The main novelty was the change in content: the roots lyrics were replaced by macho
lyrics about the number of bitches done last night, the money in the pocket or the
toughness while sitting in a fat car, the same boring and senseless stuff that is
ever present in today's HipHop music. The main aim of Dancehall was to sell rather
than to give a message (Greensleeves was one of the biggest labels of that time
worldwide!) which is achieved by pleasing as much people as possible and following
the same patterns all main stream music follows. In this process Dancehall finally
lost all the deepness and power Reggae had until then and I hate (most) Dancehall for
these very reasons, being the uninteresting and mindless shit that it is.
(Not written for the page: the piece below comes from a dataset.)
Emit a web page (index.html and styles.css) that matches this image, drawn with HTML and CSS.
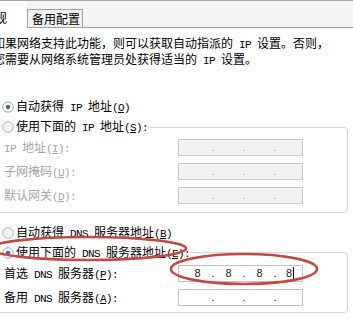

And for
these very reasons Dancehall is more a phenomenon of mass marketing than musical
innovation that proves until today (together with Raggamuffin) that it killed Reggae
and everything that made Jamaican music great.

Junjo Lawes was the hottest producer in the early 80ies and many artists like
Barrington Levy, Eek A Mouse or Clint Eastwood became stars with his productions
while veterans like Alton Ellis or John Holt had combacks. Among the earlier
of these releases are some few good musical exceptions: John Holt's 'Police In
Helicopter'-LP, Eek A Mouse's 'Wa Do Dem' (with his alltime classic 'Ganja
Smuggling') or Sugar Minott's 'Slice Of The Cake' have all the true Channel One
sound, laid back and heavy at the same time.

Of course there are many more exceptions for interesting Dancehall but with later
years these become almost non-present which is the reason for my point of view: due
to the superficialness of Dancehall and later Raggamuffin today almost no Reggae that
possesses the same power as before is released - although with the Digital Revolution
endless new means for the creation of interesting Reggae music were available at a
good moment. And that is - sadly! - Dancehalls most profound achievement.